Just one of the almost hundred million descendants of the original European Starlings released into Central Park NYC in 1890. All photos in this posting, unless otherwise noted are © John Degen 2024.

Sorry to be tardy with this posting. I’ve been dealing with some heavy family stuff, and have not been able to get to the blog.

My last bit of serious birding took place in early April in The Ramble, a wilder than average section of Central Park in Manhattan. I’ve been following a number of Central Park birders on social media for years now, and so wanted to get there to see Flaco the escaped Eurasian Eagle-Owl. Alas, Flaco succumbed to the toxic levels of rat poison in his wild diet before I could get there.

Yankee Stadium, where a flock of Blue Jays from Toronto beat the NY Yankees at their Home Opener on April 5th.

But The Ramble, and in fact all of New York, did not disappoint. My lovely wife, Julia, and I took in a Yankees/Blue Jays game (the birds won!), and enjoyed our meanderings of the city, including the New York Public Library main branch on 42nd Street, which is one of my favourite buildings in the world. The library returned my love by keeping Julia and me safe during the great Manhattan earthquake of 2024. We were in the reading room when the quake struck, and felt nothing at all. It was only as we left the building did we hear everyone talking about the intensity of the shaking. I mean, what can’t a building full of books do?

A Blue Jay (Cyanocitta cristata) makes a great catch on an acorn in Central Park.

The Ramble, which became world famous during the early pandemic for an ugly confrontation, is a haven for birds in the middle of an impossibly busy city.

I spent a lovely, sunny Sunday morning wandering The Ramble and seeing some spring birds I wouldn’t re-see in Canada for close to a month. And I checked off a bucket-list experience, getting up close and personal with a European Starling (Sturnus vulgaris) in the park that started it all for this now widespread European immigrant.

This starling, named Mortimer, became my friend just north of the Met.

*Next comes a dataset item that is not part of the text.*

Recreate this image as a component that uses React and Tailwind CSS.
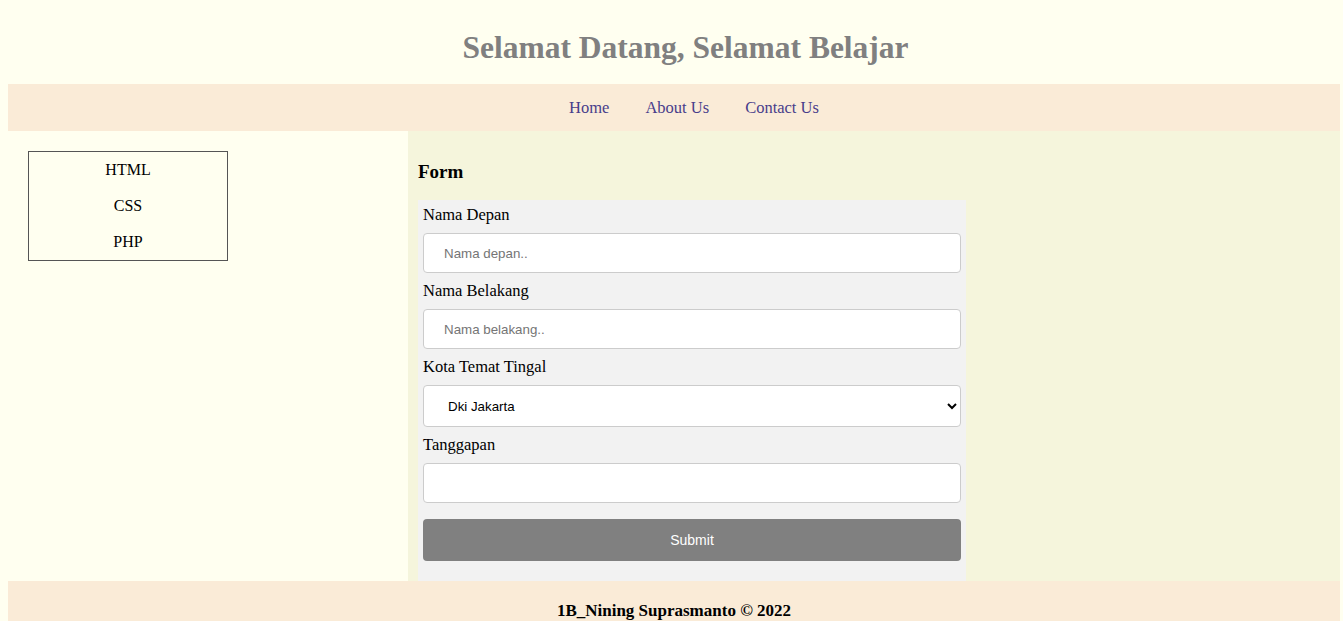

Legend has it that Shakespeare appreciator Eugene Schieffelin released forty pairs of starlings into Central Park in 1890 as part of a project to introduce to the New World all the species mentioned in Shakespeare’s plays. Starlings, one of nature’s great mimics, show up in Henry IV, Act One, when the character Hotspur plots to drive King Henry mad by having one of these birds repeat the name of Hotspur’s brother, whom Henry holds prisoner:

I’ll have a starling shall be taught to speak
Nothing but “Mortimer,” and give it him
To keep his anger still in motion.

Seated on a bench, waiting for Julia to return from the Metropolitan Museum of Art, I was approached by a most colourful and friendly descendant of Schieffelin’s birds.

Enjoy my too-brief time in New York.

It is so rare for me to be able to photograph a Golden-crowned Kinglet (Regulus satrapa) because they flit about so quickly and nervously. But this urban bird was fearless.

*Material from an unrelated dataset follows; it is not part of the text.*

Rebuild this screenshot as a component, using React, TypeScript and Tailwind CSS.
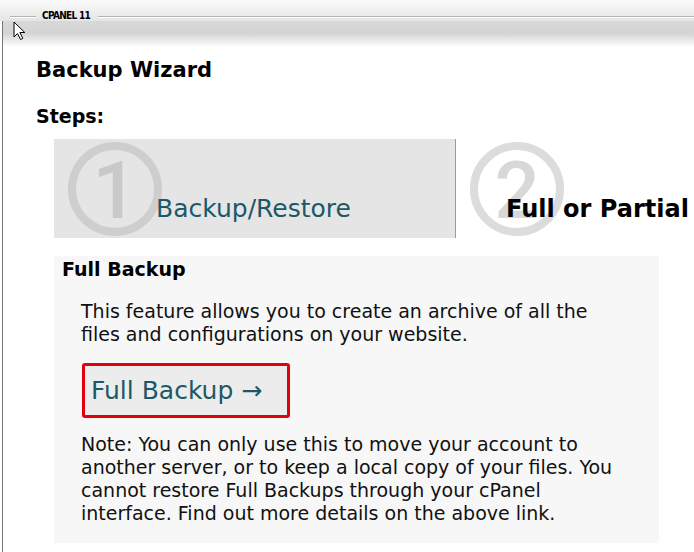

A female Northern Cardinal (Cardinalis cardinalis) in the city so nice they named it twice.

One of many, many White-throated Sparrows (Zonotrichia albicollis) near a feeder station in The Ramble.

An Eastern Towhee (Pipilo erythrophthalmus) attracted a LOT of excited birders near Belvedere Castle in The Ramble, including another Canadian. We recognized each other by our accents.


 A bit more New York

One of my favourite buildings in the world.

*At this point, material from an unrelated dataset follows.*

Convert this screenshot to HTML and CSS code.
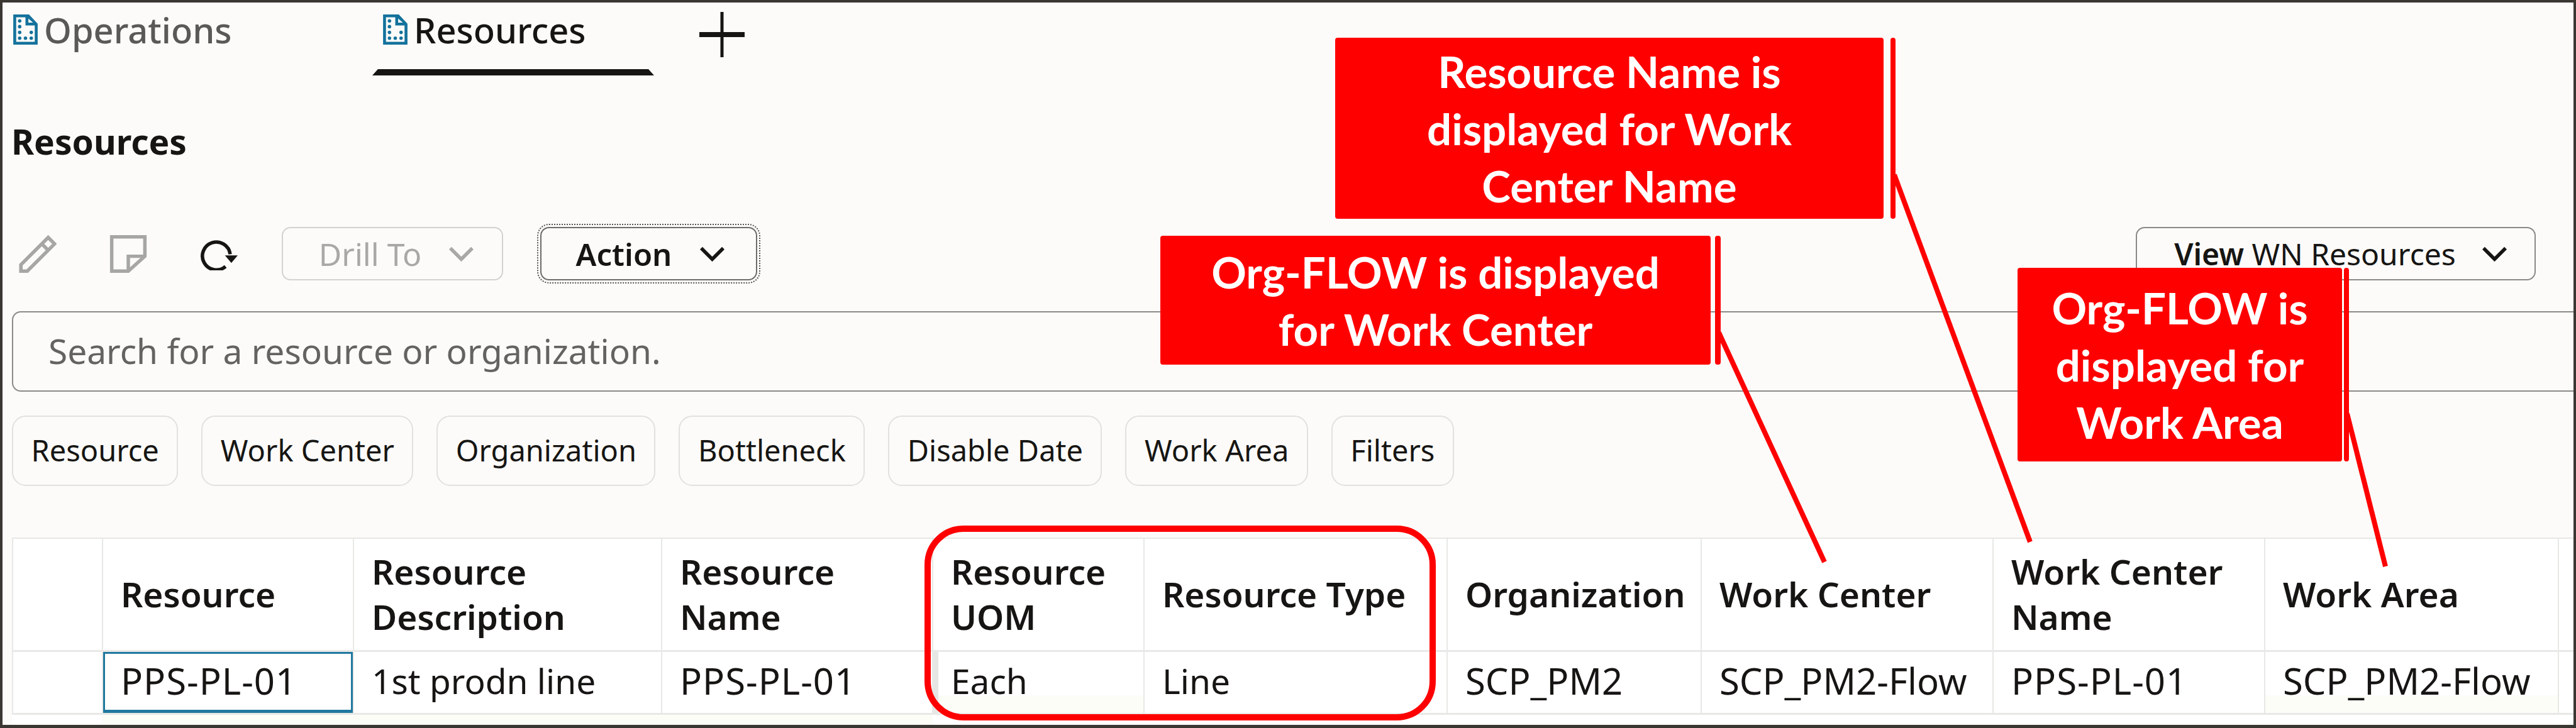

This is The Book (and Bird) Room after all. New York Public Library reading room.

The Carolina Parrot, sadly extinct, but memorialized in this window at the NYPL.

Spring was audacious in Central Park in early April.

This not-super-accurate Bald Eagle statue sits atop the entrance to Grand Central Market in midtown.

The Falconer, a sculpture by English artist George Blackall Simonds, stands at the bottom of The Ramble.

A surprisingly comfortable bench built into a rustic fence at Belvedere Castle.

Couldn’t resist including this shot of the Golden-crowned Kinglet in action.

Your humble reporter, with his classic frown-smile (can’t explain it), in High Line Park in Chelsea, Manhattan.